Grands bidents feuillés et bidents tripartites plus bas

Ces bidents à croissance très rapide représentent l’archétype des plantes nitrophiles spécialistes des vases exondées riches en matière organique (et en eau).

Haut de grève

Comme nous l’avons expliqué dans le chapitre zonations, la partie supérieure des pentes, la plus sèche et exondée le plus longtemps, voire en continu quand le barrage ne se reremplit pas complètement en hiver).

Cette frange caillouteuse ou sableuse voit donc s’installer une autre végétation avec entre autres des bisannuelles ou des vivaces dans la mesure où elles ne sont pas submergées.

Les grandes vergerettes du Canada prolifèrent ainsi sur ces pentes, créant des paysages de mini-arbustes herbacés. D’autres composées les accompagnent comme des andryales venues des chemins rocheux juste au-dessus, des matricaires inodores, …. Des adventices des cultures opportunistes des espaces dénudés, peuvent occuper les secteurs un peu plus humides telles ces amarantes en masse ou bien des petites colonies d’ambroisies dans les zones sableuses (comme sur les grèves des rivières).

Quelques jeunes arbres réussissent aussi à s’implanter comme des peupliers noirs et des saules blancs dont quelques grands spécimens occupent les entrées de ruisseaux du bassin versant. Certains réussissent à se développer dans la mesure où ils supportent la submersion partielle.

Belle rose

Nous allons terminer ce tour d’horizon botanique avec une petite annuelle, pas facile à observer mais qui peut se montrer ici en grandes quantités ce qui la rend plus visible : la gypsophile des grèves. Haute de 5 à 15 cm au plus, cette petite plante grêle et ramifiée se pare de nombreuses fleurs veinées de rose, délicates et ravissantes, qui valent le détour en dépit de leur taille proportionnelle à la plante avec des pétales de 5mm de long ! Elle appartient à la famille des Caryophyllacées ce qui explique son surnom de petit œillet.

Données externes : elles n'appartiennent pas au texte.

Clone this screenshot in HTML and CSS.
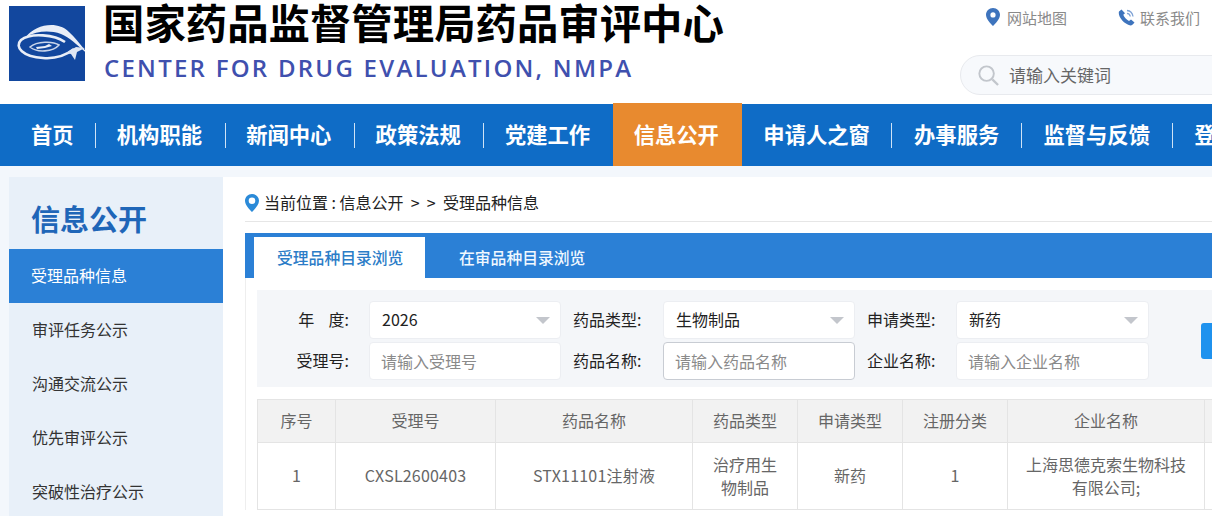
FILE: index.html
```html
<!DOCTYPE html>
<html lang="zh-CN">
<head>
<meta charset="utf-8">
<title>国家药品监督管理局药品审评中心</title>
<link rel="stylesheet" href="styles.css">
</head>
<body>
<header class="header">
  <svg class="logo" viewBox="0 0 76 75" aria-hidden="true">
    <rect width="76" height="75" fill="#12479e"/>
    <path d="M17 31C26 19 48 14 60 26C67 32 73 41 80 49C70 41 62 32 52 28C40 24 28 25 17 31Z" fill="#e9eef7"/>
    <path d="M56 36C46 29 22 26 12 34C5 41 14 51 34 52C46 53 56 50 65 43" fill="none" stroke="#e9eef7" stroke-width="2.6"/>
    <path d="M21 41C28 35 44 35 50 39C44 46 28 47 21 41Z" fill="none" stroke="#c9d5ea" stroke-width="1.6"/>
    <path d="M27 41L36 40L40 38L43 40L36 42L28 43Z" fill="#e9eef7"/>
    <path d="M57 47L67 41L76 42L68 46L66 54L62 48Z" fill="#dfe6f3"/>
  </svg>
  <div class="brand">
    <div class="brand-cn">国家药品监督管理局药品审评中心</div>
    <div class="brand-en">CENTER FOR DRUG EVALUATION, NMPA</div>
  </div>
  <div class="tools">
    <div class="links">
      <a class="link">
        <svg class="link-icon" viewBox="0 0 14 18" aria-hidden="true"><path fill-rule="evenodd" d="M7 0C3 0 0 3 0 6.800C0 11 4.500 15.500 7 18C9.500 15.500 14 11 14 6.800C14 3 11 0 7 0ZM7 4.300A2.600 2.600 0 1 1 7 9.500A2.600 2.600 0 1 1 7 4.300Z" fill="#3e74bd"/></svg>
        网站地图
      </a>
      <a class="link">
        <svg class="link-icon phone" viewBox="0 0 17 17" aria-hidden="true"><path d="M3.500 .5L1 2.500C-.5 7 5.500 15 12.500 16.500C14 16.500 15.500 15 16.500 13.500L13 10.500L11 12C8.500 11 6 8 5.300 5.800L7 4.200Z" fill="#3e74bd"/><path d="M9 1.500C12 1.800 14.500 4 15 7.500M9 4.300C10.800 4.500 12 5.800 12.300 7.500" fill="none" stroke="#7fa3d6" stroke-width="1.300"/></svg>
        联系我们
      </a>
    </div>
    <div class="search">
      <svg class="search-icon" viewBox="0 0 22 22" aria-hidden="true"><circle cx="9" cy="9" r="7.600" fill="none" stroke="#c2c6cc" stroke-width="2"/><path d="M15 15L21 21" stroke="#c2c6cc" stroke-width="2.400"/></svg>
      <input class="search-input" placeholder="请输入关键词">
    </div>
  </div>
</header>

<nav class="nav">
  <a class="nav-item nav-first">首页</a>
  <a class="nav-item nav-early">机构职能</a>
  <a class="nav-item nav-early">新闻中心</a>
  <a class="nav-item nav-early">政策法规</a>
  <a class="nav-item nav-early">党建工作</a>
  <a class="nav-item nav-active">信息公开</a>
  <a class="nav-item nav-after">申请人之窗</a>
  <a class="nav-item">办事服务</a>
  <a class="nav-item">监督与反馈</a>
  <a class="nav-item">登录</a>
</nav>

<div class="layout">
  <aside class="side">
    <h2 class="side-title">信息公开</h2>
    <a class="side-item side-active">受理品种信息</a>
    <a class="side-item">审评任务公示</a>
    <a class="side-item">沟通交流公示</a>
    <a class="side-item">优先审评公示</a>
    <a class="side-item">突破性治疗公示</a>
  </aside>
  <main class="main">
    <div class="crumb">
      <svg class="crumb-icon" viewBox="0 0 14 18" aria-hidden="true"><path fill-rule="evenodd" d="M7 0C3 0 0 3 0 6.800C0 11 4.500 15.500 7 18C9.500 15.500 14 11 14 6.800C14 3 11 0 7 0ZM7 3.500A3.300 3.300 0 1 1 7 10.100A3.300 3.300 0 1 1 7 3.500Z" fill="#2b8ad8"/></svg>
      <span>当前位置 : 信息公开 &nbsp;&gt;&nbsp;&nbsp;&gt;&nbsp; 受理品种信息</span>
    </div>
    <section class="panel">
      <div class="tabs">
        <a class="tab tab-active">受理品种目录浏览</a>
        <a class="tab">在审品种目录浏览</a>
      </div>
      <form class="filter">
        <label class="label label-first">年&nbsp;&nbsp;&nbsp;&nbsp;度:</label>
        <div class="select">2026<i class="arrow"></i></div>
        <label class="label">药品类型:</label>
        <div class="select">生物制品<i class="arrow"></i></div>
        <label class="label">申请类型:</label>
        <div class="select">新药<i class="arrow"></i></div>
        <button class="query" type="button">查询</button>
        <label class="label label-first">受理号:</label>
        <input class="field" placeholder="请输入受理号">
        <label class="label">药品名称:</label>
        <input class="field field-focus" placeholder="请输入药品名称">
        <label class="label">企业名称:</label>
        <input class="field" placeholder="请输入企业名称">
      </form>
      <table class="table">
        <colgroup>
          <col class="c-78"><col class="c-160"><col class="c-197"><col class="c-105"><col class="c-105"><col class="c-105"><col class="c-197"><col class="c-120">
        </colgroup>
        <thead>
          <tr><th>序号</th><th>受理号</th><th>药品名称</th><th>药品类型</th><th>申请类型</th><th>注册分类</th><th>企业名称</th><th></th></tr>
        </thead>
        <tbody>
          <tr><td>1</td><td class="latin">CXSL2600403</td><td class="latin">STX11101注射液</td><td>治疗用生物制品</td><td>新药</td><td>1</td><td class="wide">上海思德克索生物科技有限公司;</td><td></td></tr>
        </tbody>
      </table>
    </section>
  </main>
</div>
</body>
</html>
```

FILE: styles.css
```css
* { box-sizing: border-box; }
html, body {
  margin: 0;
  height: 516px;
  overflow: hidden;
}
body {
  width: 1212px;
  background: #f3f7fc;
  font-family: "Noto Sans CJK SC", "Noto Sans", sans-serif;
  color: #333;
}

.header {
  display: flex;
  height: 104px;
  background: #fff;
  padding: 6px 0 0 9px;
}
.logo { width: 76px; height: 75px; flex: none; }
.brand { margin-left: 19px; flex: none; width: 764px; }
.brand-cn {
  font-size: 41.4px;
  font-weight: 700;
  line-height: 42px;
  color: #000;
  margin: -6px 0 0 -1px;
}
.brand-en {
  font-family: "Open Sans", sans-serif;
  font-size: 24px;
  font-weight: 600;
  line-height: 28px;
  letter-spacing: 2.25px;
  color: #3f50ae;
  margin-top: 12px;
}
.tools {
  flex: none;
  width: 252px;
  margin-left: 92px;
}
.links {
  display: flex;
  height: 24px;
  margin-top: -1px;
  padding-left: 26px;
  gap: 51px;
  font-size: 15px;
  color: #8a8a8a;
}
.link { display: flex; align-items: center; white-space: nowrap; }
.link-icon { width: 14px; height: 18px; margin-right: 7px; flex: none; }
.phone { width: 17px; height: 17px; margin-right: 5px; }
.search {
  display: flex;
  align-items: center;
  width: 290px;
  height: 40px;
  margin-top: 26px;
  padding-left: 17px;
  border: 1px solid #e8eaee;
  border-radius: 20px;
  background: #f7f9fc;
}
.search-icon { width: 21px; height: 21px; flex: none; margin-right: 10px; }
.search-input {
  border: 0;
  background: transparent;
  outline: 0;
  width: 200px;
  height: 36px;
  padding: 0 0 2px;
  font: 17px "Noto Sans CJK SC", sans-serif;
}
.search-input::placeholder { color: #666; opacity: 1; }

.nav {
  display: flex;
  align-items: center;
  height: 62px;
  padding-left: 9px;
  background: #0f6cc6;
  white-space: nowrap;
}
.nav-item {
  flex: none;
  display: flex;
  align-items: center;
  justify-content: center;
  height: 25px;
  padding: 0 21.6px 4px;
  font-size: 21.3px;
  font-weight: 700;
  color: #fff;
  border-left: 1px solid #cfe3f6;
}
.nav-first { border-left: 0; padding-left: 22px; }
.nav-early { padding-left: 20.6px; padding-right: 22.6px; }
.nav-active {
  height: 63px;
  width: 129px;
  padding: 0 2px 2px 0;
  margin-top: -2px;
  border-left: 0;
  background: #e88a2f;
}
.nav-after { border-left: 0; }

.layout {
  display: flex;
  padding: 11px 0 0 9px;
}
.side {
  flex: none;
  width: 214px;
  height: 340px;
  background: #e8f0f9;
}
.side-title {
  margin: 0;
  height: 72px;
  padding: 23px 0 0 22px;
  font-size: 29px;
  line-height: 36px;
  font-weight: 700;
  color: #1f66b8;
}
.side-item {
  display: block;
  height: 54px;
  line-height: 53px;
  padding-left: 23px;
  font-size: 16px;
  color: #333;
}
.side-active { background: #2b80d6; color: #fff; padding-left: 22px; }

.main {
  flex: none;
  width: 1200px;
  height: 340px;
  padding-left: 22px;
  background: #fff;
}
.crumb {
  display: flex;
  align-items: center;
  width: 1000px;
  height: 45px;
  padding-top: 8px;
  border-bottom: 1px solid #e6e6e6;
  font-size: 16px;
  line-height: 22px;
  color: #222;
}
.crumb span { position: relative; top: -1px; }
.crumb-icon { width: 14px; height: 18px; margin-right: 5px; flex: none; }

.panel {
  margin-top: 11px;
  border-left: 1px solid #eee;
}
.tabs {
  display: flex;
  align-items: flex-end;
  height: 45px;
  margin-left: -1px;
  padding-left: 9px;
  background: #2b80d6;
}
.tab {
  height: 41px;
  line-height: 41px;
  font-size: 15.8px;
  font-weight: 500;
  color: #f0f8ff;
  margin-left: 34px;
}
.tab-active {
  width: 171px;
  margin-left: 0;
  padding-left: 23px;
  background: #fff;
  color: #2b7cc7;
}
.filter {
  display: grid;
  grid-template-columns: 100px 192px 102px 192px 101px 193px 132px;
  grid-auto-rows: 38px;
  row-gap: 3px;
  align-items: center;
  height: 97px;
  margin: 12px 0 0 11px;
  padding: 11px 0 0 12px;
  background: #f4f6f9;
}
.label {
  padding: 0 0 2px 12px;
  font-size: 16px;
  color: #222;
  white-space: nowrap;
}
.label-first { padding: 0 20px 2px 0; text-align: right; }
.select, .field {
  position: relative;
  height: 38px;
  padding: 0 11px 1px 12px;
  border: 1px solid #eceef2;
  border-radius: 4px;
  background: #fff;
  font: 16px/35px "Noto Sans CJK SC", sans-serif;
  color: #222;
  outline: 0;
  width: 100%;
}
.field { padding-left: 11px; }
.field::placeholder { color: #8a8a8a; opacity: 1; }
.field-focus { border-color: #c8ccd3; }
.arrow {
  position: absolute;
  right: 10px;
  top: 15px;
  border-style: solid;
  border-width: 7px 7px 0;
  border-color: #c3c6cc transparent transparent;
}
.query {
  grid-row: 1 / span 2;
  grid-column: 7;
  margin-left: 52px;
  width: 80px;
  height: 36px;
  border: 0;
  border-radius: 3px;
  background: #1f92ee;
  color: #fff;
  font: 15px "Noto Sans CJK SC", sans-serif;
}

.table {
  table-layout: fixed;
  border-collapse: collapse;
  width: 1067px;
  margin: 12px 0 0 11px;
  font-size: 16px;
  color: #666;
  text-align: center;
}
.c-78 { width: 78px; }
.c-160 { width: 160px; }
.c-197 { width: 197px; }
.c-105 { width: 105px; }
.c-120 { width: 120px; }
.table th, .table td {
  border: 1px solid #e4e4e4;
  padding: 0 20px;
}
.table th { height: 43px; line-height: 24px; padding-bottom: 2px; background: #f2f2f2; font-weight: 400; }
.table td { height: 67px; line-height: 23px; padding-bottom: 1px; }
.table .latin { padding: 0 4px 1px; letter-spacing: .2px; }
.table .wide { padding: 0 18px 1px; }
```
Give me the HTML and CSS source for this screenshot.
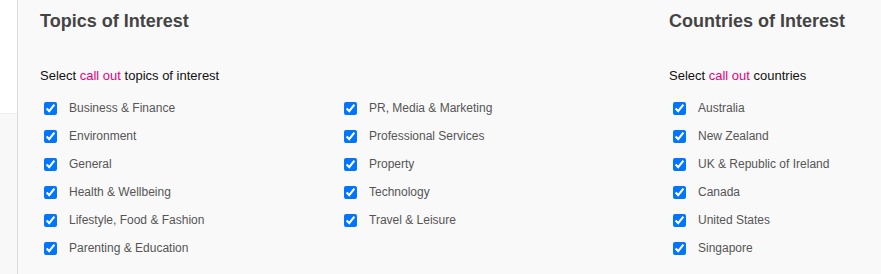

Spécialiste des sols argileux ou sablonneux frais, elle colonise les champs humides non traités et les grèves des étangs asséchés. On la croise sur les chemins dénudés humides en compagnie d’autres petites annuelles comme le jonc des crapauds ou la cotonnière des marais (voir ci-dessus). Assez commune en plaine, elle reste très discrète et passe le plus souvent inaperçue. Son épithète latin muralis (des murs) est bien malheureux car ce n’est pas du tout son milieu de vie ! Alors, nous l’avons rebaptisé gypsophile des grèves !

Elle fleurit en été et en automne : effectivement sur le barrage de la Sep, elle apparaît en masse à partir de mi-août, ponctuellement plutôt sur les grèves en haut du barrage.